> **WHAT TO DO**: Using the listing below, copy every line that mentions "with".

> **DATA PROVIDED**:

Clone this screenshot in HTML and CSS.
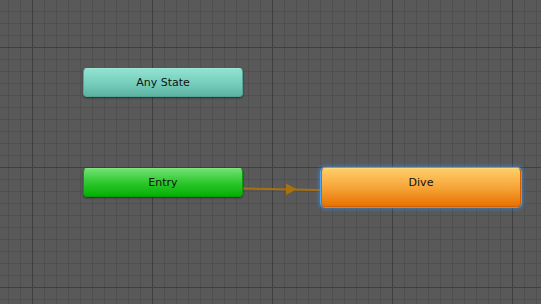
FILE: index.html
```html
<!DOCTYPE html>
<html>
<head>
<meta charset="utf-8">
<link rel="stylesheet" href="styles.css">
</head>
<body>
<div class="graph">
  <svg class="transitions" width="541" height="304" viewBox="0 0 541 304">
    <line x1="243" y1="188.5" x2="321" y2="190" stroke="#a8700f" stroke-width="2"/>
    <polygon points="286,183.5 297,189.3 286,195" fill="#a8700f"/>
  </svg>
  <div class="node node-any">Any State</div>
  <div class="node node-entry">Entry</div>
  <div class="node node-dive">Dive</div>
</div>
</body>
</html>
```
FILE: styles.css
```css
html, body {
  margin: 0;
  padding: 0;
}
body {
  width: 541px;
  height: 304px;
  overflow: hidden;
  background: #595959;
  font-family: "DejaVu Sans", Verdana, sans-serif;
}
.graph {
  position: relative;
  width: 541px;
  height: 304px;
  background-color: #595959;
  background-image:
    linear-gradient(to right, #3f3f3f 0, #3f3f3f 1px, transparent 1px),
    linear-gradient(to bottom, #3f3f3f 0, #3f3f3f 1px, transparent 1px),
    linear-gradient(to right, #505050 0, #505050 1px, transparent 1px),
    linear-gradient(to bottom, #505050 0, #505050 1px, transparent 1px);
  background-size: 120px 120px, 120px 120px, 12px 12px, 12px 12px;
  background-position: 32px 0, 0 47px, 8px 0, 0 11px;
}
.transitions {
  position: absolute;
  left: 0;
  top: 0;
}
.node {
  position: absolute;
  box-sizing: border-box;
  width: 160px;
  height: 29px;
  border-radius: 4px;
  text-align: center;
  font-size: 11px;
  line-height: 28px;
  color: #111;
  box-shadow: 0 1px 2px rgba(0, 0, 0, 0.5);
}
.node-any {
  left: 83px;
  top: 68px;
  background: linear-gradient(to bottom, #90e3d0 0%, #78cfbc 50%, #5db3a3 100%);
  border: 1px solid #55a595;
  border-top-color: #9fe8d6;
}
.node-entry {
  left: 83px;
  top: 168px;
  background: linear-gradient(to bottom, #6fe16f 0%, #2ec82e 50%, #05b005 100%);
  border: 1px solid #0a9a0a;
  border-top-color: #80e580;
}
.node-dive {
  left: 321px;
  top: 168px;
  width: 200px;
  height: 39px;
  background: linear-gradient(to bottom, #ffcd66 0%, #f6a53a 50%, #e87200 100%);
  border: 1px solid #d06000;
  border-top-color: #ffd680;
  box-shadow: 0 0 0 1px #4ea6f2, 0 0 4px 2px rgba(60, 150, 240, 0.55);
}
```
--
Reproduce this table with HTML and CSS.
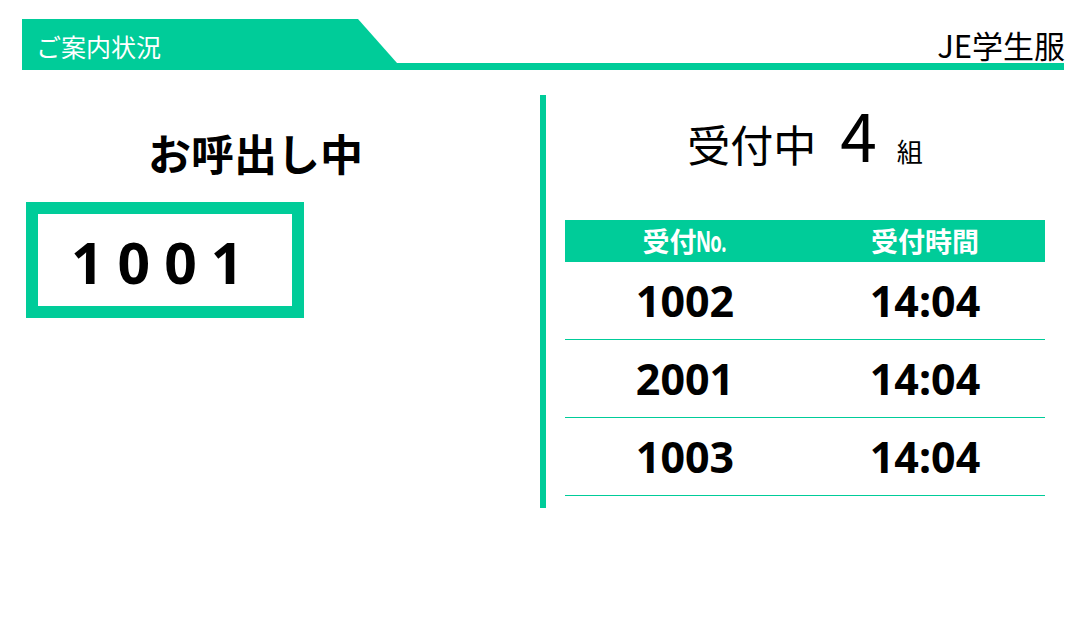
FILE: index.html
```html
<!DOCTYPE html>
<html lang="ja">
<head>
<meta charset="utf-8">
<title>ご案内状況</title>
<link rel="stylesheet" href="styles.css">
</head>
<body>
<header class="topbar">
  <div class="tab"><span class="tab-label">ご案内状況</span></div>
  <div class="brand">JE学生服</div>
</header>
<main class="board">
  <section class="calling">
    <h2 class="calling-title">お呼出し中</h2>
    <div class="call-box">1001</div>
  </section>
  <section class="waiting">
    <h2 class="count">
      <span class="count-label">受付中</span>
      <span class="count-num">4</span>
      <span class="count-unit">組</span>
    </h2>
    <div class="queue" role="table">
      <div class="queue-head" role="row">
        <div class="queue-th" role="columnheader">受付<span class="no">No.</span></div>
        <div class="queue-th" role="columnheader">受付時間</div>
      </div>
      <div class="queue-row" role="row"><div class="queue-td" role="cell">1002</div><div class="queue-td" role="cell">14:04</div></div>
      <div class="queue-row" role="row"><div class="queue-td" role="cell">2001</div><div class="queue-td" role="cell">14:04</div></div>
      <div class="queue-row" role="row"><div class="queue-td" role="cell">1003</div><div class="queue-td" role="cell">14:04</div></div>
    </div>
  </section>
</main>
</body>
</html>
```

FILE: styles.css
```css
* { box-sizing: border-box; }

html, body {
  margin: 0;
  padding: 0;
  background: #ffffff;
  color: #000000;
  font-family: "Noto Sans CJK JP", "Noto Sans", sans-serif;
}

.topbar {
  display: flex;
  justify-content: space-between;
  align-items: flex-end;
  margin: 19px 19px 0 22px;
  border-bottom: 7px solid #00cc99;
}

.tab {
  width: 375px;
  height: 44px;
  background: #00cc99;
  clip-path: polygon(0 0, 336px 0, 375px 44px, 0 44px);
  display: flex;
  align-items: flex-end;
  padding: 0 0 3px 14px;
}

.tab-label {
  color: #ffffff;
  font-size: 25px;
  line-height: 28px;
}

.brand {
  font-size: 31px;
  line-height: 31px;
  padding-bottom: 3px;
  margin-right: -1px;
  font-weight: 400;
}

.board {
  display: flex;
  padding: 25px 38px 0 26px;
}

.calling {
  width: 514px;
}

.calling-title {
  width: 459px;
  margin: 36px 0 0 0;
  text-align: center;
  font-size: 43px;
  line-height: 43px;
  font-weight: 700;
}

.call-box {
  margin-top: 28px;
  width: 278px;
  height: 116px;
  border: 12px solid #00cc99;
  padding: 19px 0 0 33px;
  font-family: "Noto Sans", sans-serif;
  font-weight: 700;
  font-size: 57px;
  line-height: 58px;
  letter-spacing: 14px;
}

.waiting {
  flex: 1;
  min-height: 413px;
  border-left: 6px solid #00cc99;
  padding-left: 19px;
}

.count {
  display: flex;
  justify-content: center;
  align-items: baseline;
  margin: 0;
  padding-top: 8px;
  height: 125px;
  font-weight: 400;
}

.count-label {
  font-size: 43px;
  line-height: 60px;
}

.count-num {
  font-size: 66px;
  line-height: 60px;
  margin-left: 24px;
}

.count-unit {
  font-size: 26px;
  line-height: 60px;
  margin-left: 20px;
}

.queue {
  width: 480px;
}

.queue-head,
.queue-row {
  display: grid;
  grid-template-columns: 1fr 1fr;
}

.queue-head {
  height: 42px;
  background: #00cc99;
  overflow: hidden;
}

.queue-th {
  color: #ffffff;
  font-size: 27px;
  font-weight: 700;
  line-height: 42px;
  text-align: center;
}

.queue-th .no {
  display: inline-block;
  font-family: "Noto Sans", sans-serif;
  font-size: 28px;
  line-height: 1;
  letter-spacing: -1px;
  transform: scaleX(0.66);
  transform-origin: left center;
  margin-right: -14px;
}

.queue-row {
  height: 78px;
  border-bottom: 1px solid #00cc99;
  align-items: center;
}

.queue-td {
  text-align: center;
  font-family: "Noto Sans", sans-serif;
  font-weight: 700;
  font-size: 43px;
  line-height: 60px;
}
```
---
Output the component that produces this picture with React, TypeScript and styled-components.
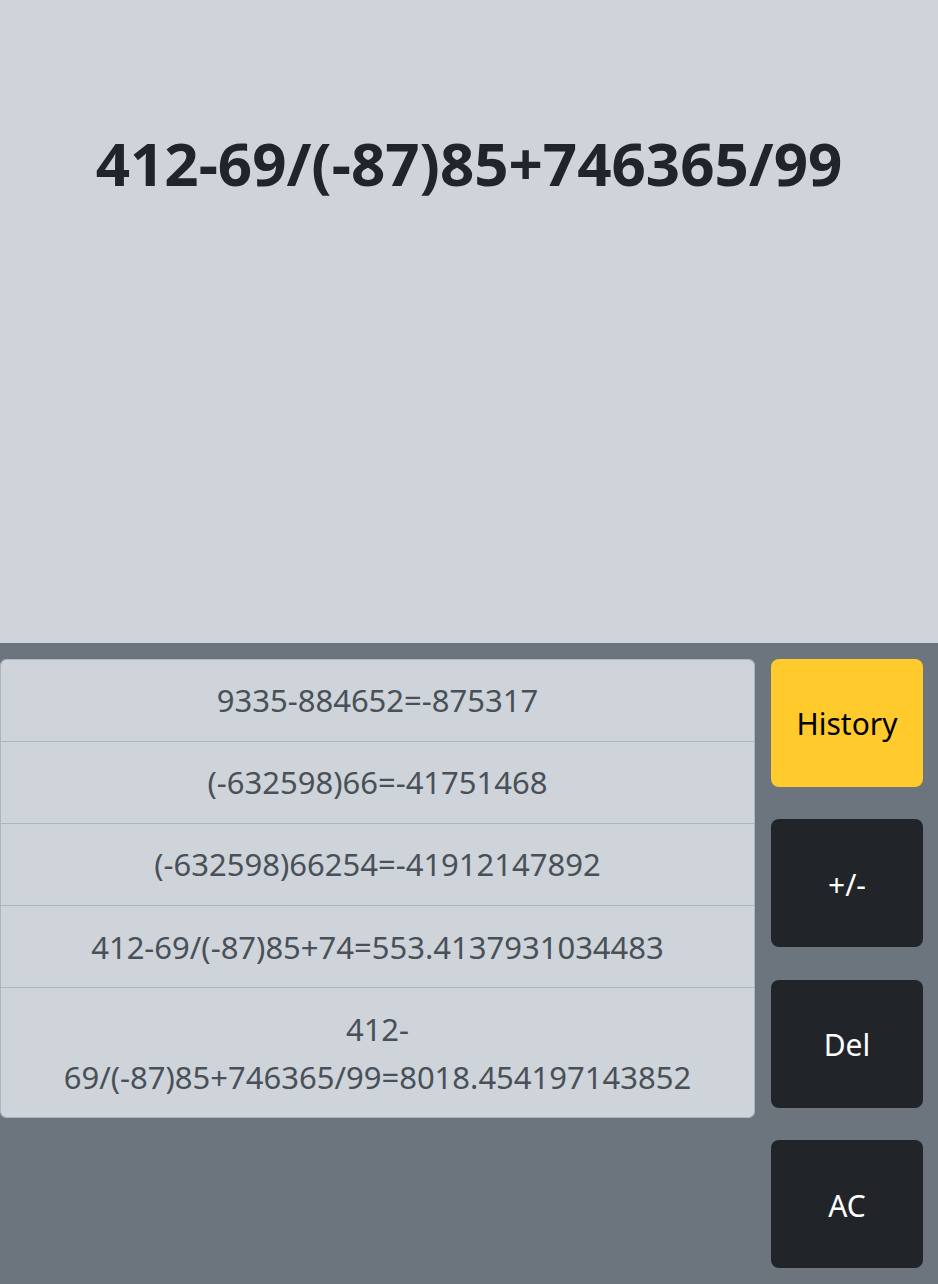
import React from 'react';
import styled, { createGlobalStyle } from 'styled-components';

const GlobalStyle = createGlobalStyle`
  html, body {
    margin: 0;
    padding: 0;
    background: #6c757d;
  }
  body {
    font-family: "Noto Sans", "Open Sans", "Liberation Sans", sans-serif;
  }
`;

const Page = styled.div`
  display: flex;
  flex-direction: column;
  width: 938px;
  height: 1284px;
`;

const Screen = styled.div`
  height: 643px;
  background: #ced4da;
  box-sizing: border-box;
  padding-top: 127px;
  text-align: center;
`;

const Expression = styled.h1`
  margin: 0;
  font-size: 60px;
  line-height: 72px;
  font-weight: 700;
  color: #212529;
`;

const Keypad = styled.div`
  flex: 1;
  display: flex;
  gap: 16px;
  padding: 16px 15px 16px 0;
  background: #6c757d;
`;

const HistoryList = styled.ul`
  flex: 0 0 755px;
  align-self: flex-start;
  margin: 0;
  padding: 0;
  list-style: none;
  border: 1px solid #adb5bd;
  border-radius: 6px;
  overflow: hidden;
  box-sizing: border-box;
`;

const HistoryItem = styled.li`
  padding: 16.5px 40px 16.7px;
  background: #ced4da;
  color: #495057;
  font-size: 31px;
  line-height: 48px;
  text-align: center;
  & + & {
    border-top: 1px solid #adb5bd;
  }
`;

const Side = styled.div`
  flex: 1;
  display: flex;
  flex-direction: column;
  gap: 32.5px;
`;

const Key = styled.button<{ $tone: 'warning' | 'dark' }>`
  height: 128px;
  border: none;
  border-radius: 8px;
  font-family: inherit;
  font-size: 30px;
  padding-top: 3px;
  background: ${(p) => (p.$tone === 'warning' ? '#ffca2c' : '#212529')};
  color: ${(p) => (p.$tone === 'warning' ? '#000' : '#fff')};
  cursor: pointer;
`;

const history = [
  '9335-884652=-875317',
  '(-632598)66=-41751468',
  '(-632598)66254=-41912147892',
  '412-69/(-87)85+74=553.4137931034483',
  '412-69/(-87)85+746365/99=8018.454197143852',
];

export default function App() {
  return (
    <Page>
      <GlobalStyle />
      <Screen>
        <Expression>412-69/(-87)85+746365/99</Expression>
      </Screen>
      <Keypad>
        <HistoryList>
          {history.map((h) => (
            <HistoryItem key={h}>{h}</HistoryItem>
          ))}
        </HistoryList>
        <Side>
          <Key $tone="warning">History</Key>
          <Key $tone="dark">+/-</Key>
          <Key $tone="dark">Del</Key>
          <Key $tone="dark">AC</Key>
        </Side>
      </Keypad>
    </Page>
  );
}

> **EXERCISE ANSWER**:
Reproduce this table with HTML and CSS.
Output the component that produces this picture with React, TypeScript and styled-components.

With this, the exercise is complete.